Far too many episodes have been devoted to circular plots that advance nothing at all -- Sun loses her ring, then finds it. Michael runs into the jungle to find Walt, but then gives up and comes back. And Hurley gets so worked up over guarding the food stash in the hatch that he wires up the friggin' dynamite and gets set to blow it all up...but then is talked out of it.

And when the stories haven't been chasing their own tails, they've been focused on the caustic tail section survivors, led by everyone's new least favorite character, Ana Lucia. "Collision," last week's episode, did some good as far as making her a little more human, but it almost feels like the damage is done. Contrast this with the treatment of Sawyer in the first season -- he was King Douchebag until his flashbacks revealed an awesome layer of depth that rounded out his character and, somehow, made him one of the most sympathetic people on the island. Ana Lucia's flashbacks, on the other hand, didn't seem to provide that same resonance. Maybe it's me. Maybe it's not.

See, the problem is, the writers decided to devote at least half of every episode this season to the tail section. Which would have been fine, except the tail section people aren't that interesting. We've got a sweet spot for Bernard, because we knew his wife was waiting for him on the other side (and that moment, when we realized who he was, was indeed glorious and one of the best of the season thus far), and Mr. Eko -- portrayed by the fantastic Adewale Akinnuoye-Agbaje, a.k.a. Adebesi -- is certainly intriguing, but then there's Ana Lucia. And the rest, who apparently have (or had) names, but they made little to no impresion on me.
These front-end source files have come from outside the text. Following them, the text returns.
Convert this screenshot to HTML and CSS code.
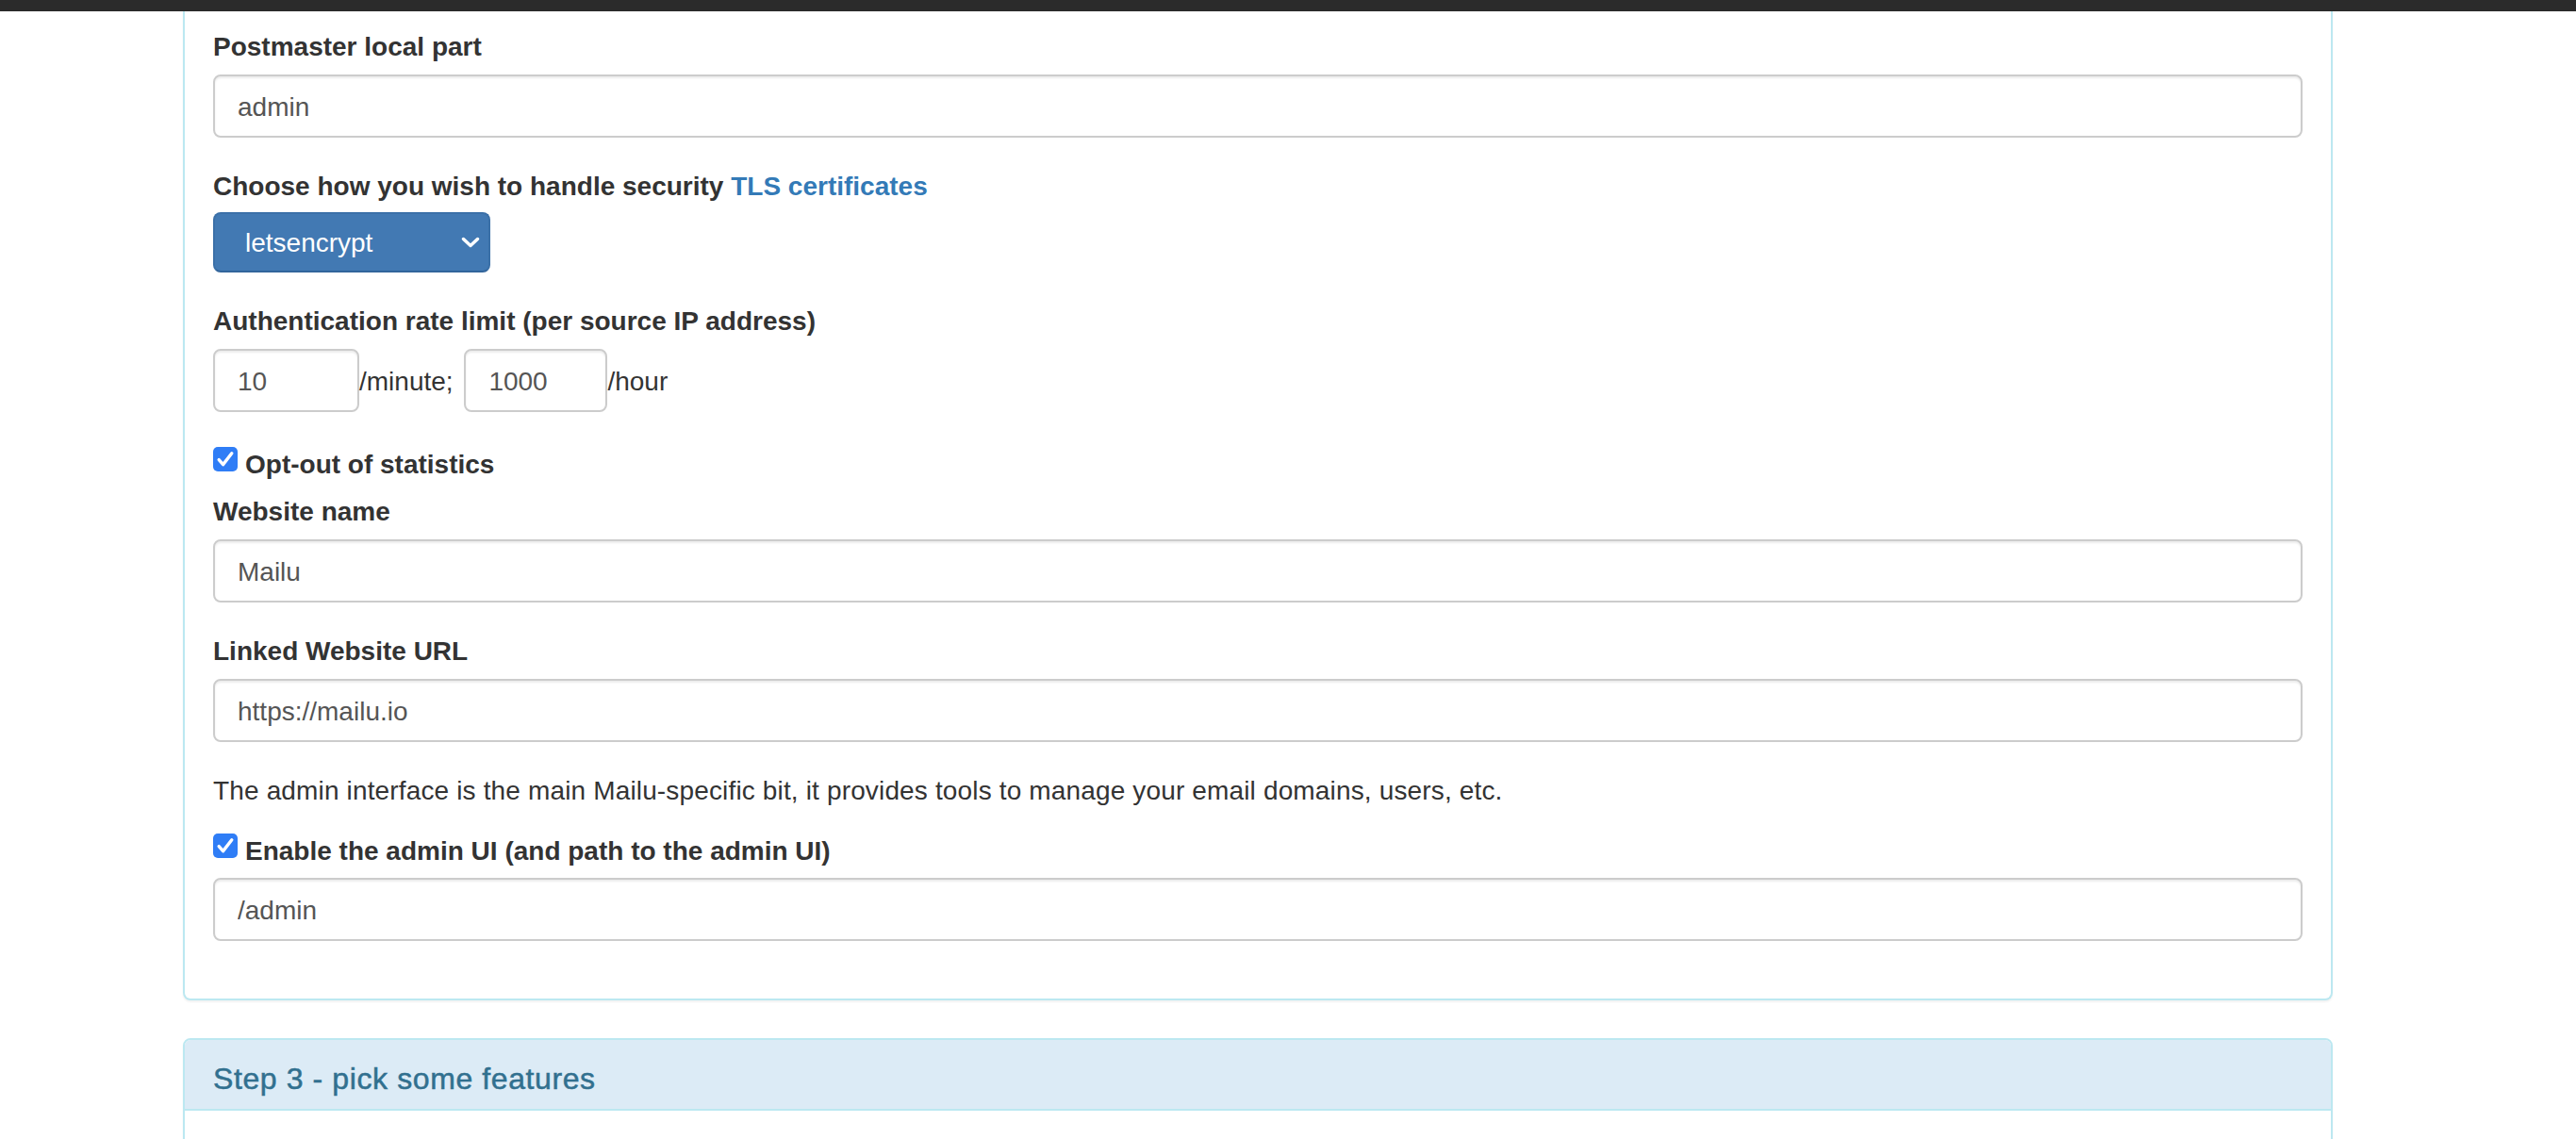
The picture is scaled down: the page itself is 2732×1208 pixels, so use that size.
FILE: index.html
```html
<!DOCTYPE html>
<html lang="en">
<head>
<meta charset="utf-8">
<title>Mailu setup</title>
<link rel="stylesheet" href="styles.css">
</head>
<body>
<div class="topbar"></div>
<div class="page">
  <div class="panel panel-cut">
    <div class="panel-body body-first">
      <div class="form-group">
        <label class="lbl">Postmaster local part</label>
        <input class="form-control" type="text" value="admin">
      </div>
      <div class="form-group">
        <label class="lbl lbl-select">Choose how you wish to handle security <a class="link" href="#">TLS certificates</a></label>
        <div class="select-btn">
          <span class="select-text">letsencrypt</span>
          <svg class="chev" width="20" height="12" viewBox="0 0 20 12"><path d="M2.5 2.5 L10 9.5 L17.5 2.5" fill="none" stroke="#fff" stroke-width="3.4" stroke-linecap="round" stroke-linejoin="round"/></svg>
        </div>
      </div>
      <div class="form-group group-rate">
        <label class="lbl">Authentication rate limit (per source IP address)</label>
        <div class="rate-row"><input class="form-control rate rate-min" type="text" value="10">/minute; <input class="form-control rate rate-hour" type="text" value="1000">/hour</div>
      </div>
      <div class="check-row">
        <svg class="cb" width="26" height="26" viewBox="0 0 26 26"><rect x="0" y="0" width="26" height="26" rx="5" fill="#2f7df6"/><path d="M6.2 13.6 L10.6 18.6 L19.8 6.8" fill="none" stroke="#fff" stroke-width="3.4" stroke-linecap="round" stroke-linejoin="round"/></svg>
        <span class="check-text">Opt-out of statistics</span>
      </div>
      <div class="form-group">
        <label class="lbl">Website name</label>
        <input class="form-control" type="text" value="Mailu">
      </div>
      <div class="form-group">
        <label class="lbl">Linked Website URL</label>
        <input class="form-control" type="text" value="https://mailu.io">
      </div>
      <p class="help">The admin interface is the main Mailu-specific bit, it provides tools to manage your email domains, users, etc.</p>
      <div class="check-row">
        <svg class="cb" width="26" height="26" viewBox="0 0 26 26"><rect x="0" y="0" width="26" height="26" rx="5" fill="#2f7df6"/><path d="M6.2 13.6 L10.6 18.6 L19.8 6.8" fill="none" stroke="#fff" stroke-width="3.4" stroke-linecap="round" stroke-linejoin="round"/></svg>
        <span class="check-text">Enable the admin UI (and path to the admin UI)</span>
      </div>
      <div class="form-group">
        <input class="form-control" type="text" value="/admin">
      </div>
    </div>
  </div>

  <div class="panel panel-info">
    <div class="panel-heading">
      <h3 class="panel-title">Step 3 - pick some features</h3>
    </div>
    <div class="panel-body body-rest"></div>
  </div>
</div>
</body>
</html>
```

FILE: styles.css
```css
html, body {
  margin: 0;
  padding: 0;
  background: #ffffff;
}
body {
  font-family: "Liberation Sans", Arial, Helvetica, sans-serif;
  font-size: 28px;
  line-height: 40px;
  color: #333333;
  height: 1208px;
  overflow: hidden;
}
.topbar {
  height: 12px;
  background: #2b2b2b;
}
.page {
  margin-left: 194px;
  width: 2280px;
}
.panel {
  box-sizing: border-box;
  background: #ffffff;
  border: 2px solid #bce8f1;
  border-radius: 8px;
  box-shadow: 0 2px 2px rgba(0, 0, 0, 0.05);
}
.panel-cut {
  border-top: none;
  border-radius: 0 0 8px 8px;
  margin-bottom: 40px;
}
.panel-body {
  padding: 0 30px 31px 30px;
}
.body-first {
  padding-top: 16px;
}
.form-group {
  margin-bottom: 30px;
}
.lbl {
  display: block;
  box-sizing: border-box;
  font-weight: bold;
  margin-bottom: 11px;
  height: 40px;
  padding-top: 2px;
}
.lbl-select {
  margin-bottom: 9px;
}
.link {
  color: #337ab7;
  text-decoration: none;
}
.form-control {
  display: block;
  box-sizing: border-box;
  width: 100%;
  height: 67px;
  margin: 0;
  padding: 2px 24px 0 24px;
  font-family: "Liberation Sans", Arial, Helvetica, sans-serif;
  font-size: 28px;
  color: #555555;
  background: #ffffff;
  border: 2px solid #cccccc;
  border-radius: 8px;
  box-shadow: inset 0 2px 2px rgba(0, 0, 0, 0.075);
  outline: none;
}
.select-btn {
  box-sizing: border-box;
  width: 294px;
  height: 64px;
  display: flex;
  align-items: center;
  justify-content: space-between;
  padding: 0 9px 0 32px;
  background: #4279b3;
  border: 2px solid #3b70a8;
  border-bottom-color: #32659b;
  border-radius: 8px;
  color: #ffffff;
}
.select-text {
  padding-top: 2px;
}
.chev {
  display: block;
}
.group-rate {
  margin-bottom: 34px;
}
.rate-row {
  height: 67px;
}
.rate {
  display: inline-block;
  vertical-align: baseline;
}
.rate-min {
  width: 155px;
}
.rate-hour {
  width: 152px;
  margin-left: 4px;
}
.check-row {
  display: flex;
  align-items: flex-start;
  height: 40px;
  margin-bottom: 10px;
}
.cb {
  display: block;
  flex: none;
  margin-top: 3px;
  margin-right: 8px;
}
.check-text {
  font-weight: bold;
  padding-top: 2px;
}
.help {
  margin: 0 0 24px 0;
  height: 40px;
  box-sizing: border-box;
  padding-top: 2px;
  letter-spacing: 0.15px;
}
.panel-info {
  border-color: #bce8f1;
}
.panel-heading {
  background: #dcebf6;
  color: #31708f;
  border-bottom: 2px solid #bce8f1;
  border-radius: 6px 6px 0 0;
  padding: 24px 30px 14px 30px;
}
.panel-title {
  margin: 0;
  font-size: 32px;
  font-weight: normal;
  line-height: 35px;
  letter-spacing: 0.6px;
  -webkit-text-stroke: 0.5px #31708f;
}
.body-rest {
  height: 300px;
}
```
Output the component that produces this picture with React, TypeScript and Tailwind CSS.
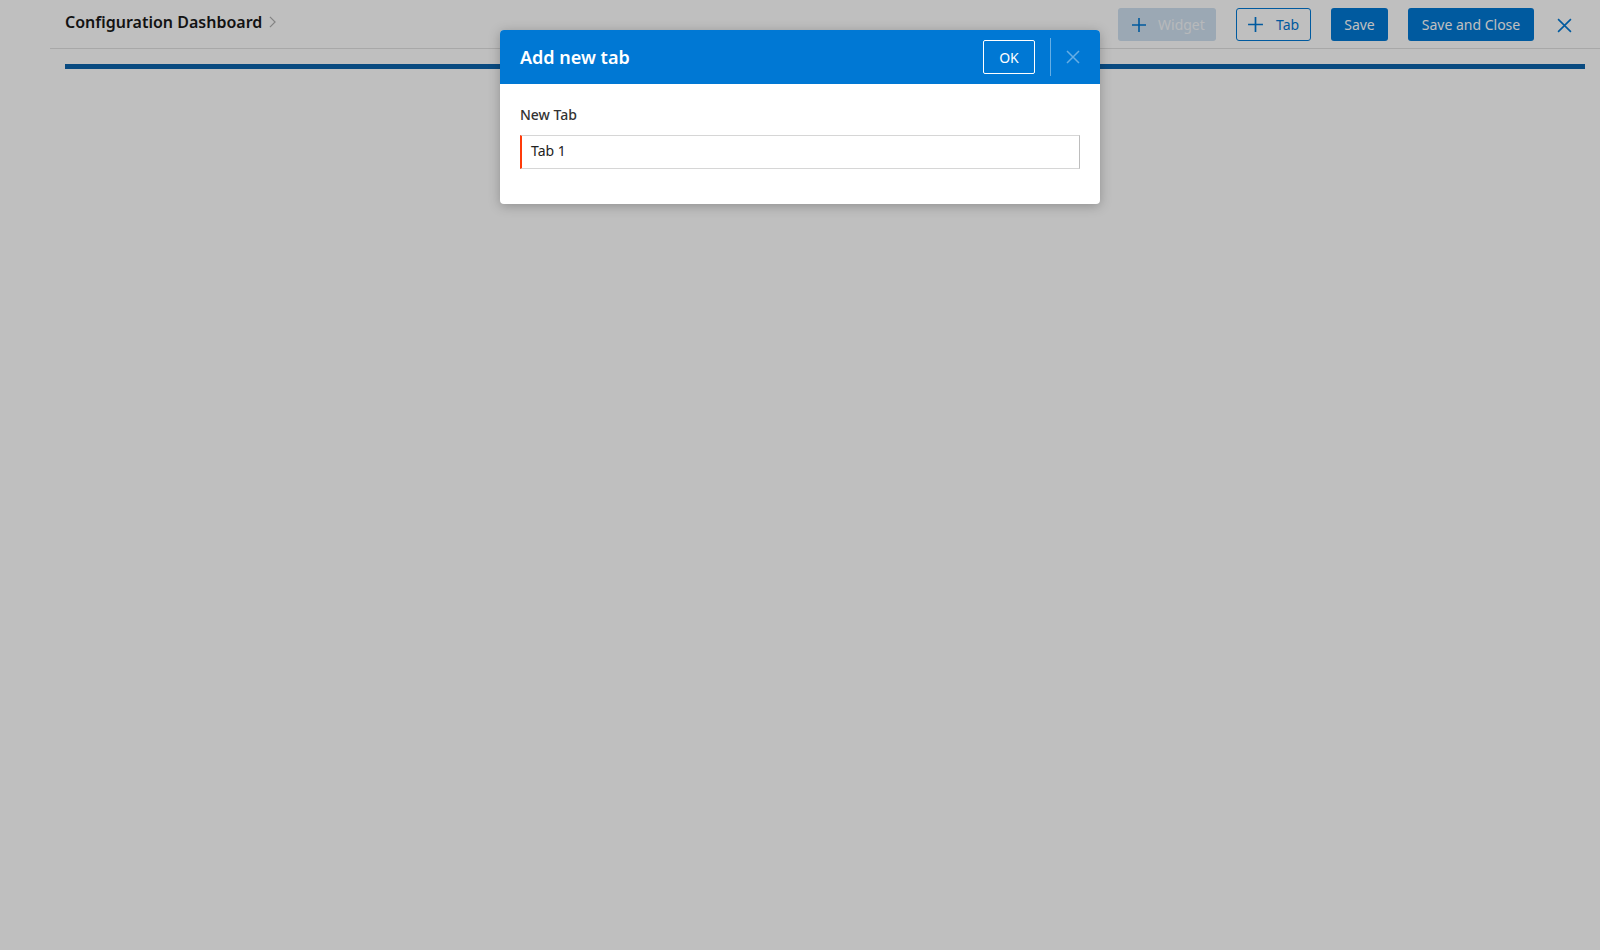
import React from "react";

const font = { fontFamily: '"Noto Sans", "Open Sans", sans-serif' };

function Plus({ className }: { className?: string }) {
  return (
    <svg viewBox="0 0 16 16" className={className} fill="none" stroke="currentColor" strokeWidth="1.6">
      <path d="M8 1v14M1 8h14" />
    </svg>
  );
}

function XIcon({ className }: { className?: string }) {
  return (
    <svg viewBox="0 0 14 14" className={className} fill="none" stroke="currentColor" strokeWidth="1.5">
      <path d="M1 1l12 12M13 1L1 13" />
    </svg>
  );
}

export default function App() {
  return (
    <div className="relative w-full h-[950px] bg-white overflow-hidden" style={font}>
      {/* page */}
      <div className="ml-[50px]">
        <div className="h-[49px] border-b border-[#e1e1e1] flex items-start justify-between pl-[15px] pr-[27px]">
          <div className="flex items-center pt-[10px]">
            <span className="text-[16px] font-semibold text-[#1a1a1a] leading-[24px]">Configuration Dashboard</span>
            <svg viewBox="0 0 8 14" className="w-[7px] h-[12px] ml-[7px] text-[#b0b0b0]" fill="none" stroke="currentColor" strokeWidth="1.4">
              <path d="M1 1l6 6-6 6" />
            </svg>
          </div>
          <div className="flex items-center pt-[8px]">
            <button className="h-[33px] w-[98px] rounded-[3px] bg-[#cfe0f0] flex items-center pl-[13px] text-[14px] text-[#f4f7fa]">
              <Plus className="w-[16px] h-[16px] text-[#0078d4]" />
              <span className="ml-[11px]">Widget</span>
            </button>
            <button className="ml-[20px] h-[33px] w-[75px] rounded-[3px] border border-[#0078d4] flex items-center pl-[10px] text-[14px] text-[#0078d4]">
              <Plus className="w-[17px] h-[17px]" />
              <span className="ml-[12px]">Tab</span>
            </button>
            <button className="ml-[20px] h-[33px] w-[57px] rounded-[3px] bg-[#0078d4] text-[14px] text-white">Save</button>
            <button className="ml-[20px] h-[33px] w-[126px] rounded-[3px] bg-[#0078d4] text-[14px] text-white">Save and Close</button>
            <button className="ml-[23px] mt-[1px] h-[16px] w-[16px] text-[#0078d4]">
              <XIcon className="w-[15px] h-[15px]" />
            </button>
          </div>
        </div>
        <div className="mx-[15px] mt-[15px] h-[5px] bg-[#0d63ab]" />
      </div>

      {/* overlay */}
      <div className="absolute inset-0 bg-black/25" />

      {/* dialog */}
      <div className="absolute left-[500px] top-[30px] w-[600px] bg-white rounded-[4px] shadow-[0_2px_12px_rgba(0,0,0,0.25)]">
        <div className="h-[54px] bg-[#0078d4] rounded-t-[4px] flex items-center justify-between pl-[20px] pr-[20px]">
          <span className="text-[18px] font-semibold text-white leading-[26px]">Add new tab</span>
          <div className="flex items-center">
            <button className="w-[52px] h-[34px] rounded-[2px] border border-white text-white text-[14px]">OK</button>
            <div className="ml-[15px] w-px h-[38px] bg-white/40" />
            <button className="ml-[15px] w-[14px] h-[14px] text-white/40">
              <XIcon className="w-[14px] h-[14px]" />
            </button>
          </div>
        </div>
        <div className="px-[20px] pt-[21px] pb-[35px]">
          <div className="text-[14px] font-medium text-[#333333] leading-[20px]">New Tab</div>
          <div className="mt-[10px] h-[34px] border border-[#d6d6d6] border-r-[#bdbdbd] border-l-[2px] border-l-[#ff3b0a] flex items-center pl-[9px] pb-[3px] text-[14px] text-[#222222]">
            Tab 1
          </div>
        </div>
      </div>
    </div>
  );
}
Sawyer, Jin, and Michael were there, too, of course, but pretty much every scene with the tail section coterie broke down like this:

1. Ana Lucia says something rude/demands something incovenient.
2. Someone -- usually Michael -- announces they will do something else.
3. Ana Lucia says that such action will cause the Others to swarm down and eat them all like Lucky Charms.
4. They do it anyway.
5. Everyone survives.
6. Repeat after next commerical break.

And naturally, the most interesting of the bunch, Sawyer, has spent the entire season suffering from the effects of an infected gunshot wound, handicapping their story that much more.

The revelation that Ana Lucia is a cop with a tragic past certainly goes a part of the distance explaining why she's such a Queen Bitch, but what it doesn't do is explain why I should give a shit. See the problem?

Hey, remember Claire? And her baby? And Charlie? And Locke? And Jack? I do. Those characters are interesting. The writers don't, it seems. And they practically forgot about Shannon, too, until it was time to kill her. All of the stuff with the tail section people -- and I mean all of it -- could have been collapsed into about half the time, which would have increased the suspense (since we wouldn't have been sitting through every sweaty, whiny second of their trek) and would have allowed for more time exploring the characters and mysteries we already knew: the hatch, the numbers, Black Rock, Dharma Inc., the monster (hey, remember the monster? the writers don't).

My problem isn't that they brought in new characters, or that a bunch of time was devoted to integrating them into the cast. My problem is that it was done badly. The promos and synopsis of this week's episode, "What Kate Did," certainly look to be a gigantic step in the right direction -- we'll see.

Oh, and what the hell happened to Desmond? Shacked up with Danielle? Assimilated by the Others? Eaten by a polar bear? Picked up by a rescue plane and forgot about everyone else? Your guess is as good as the writers'.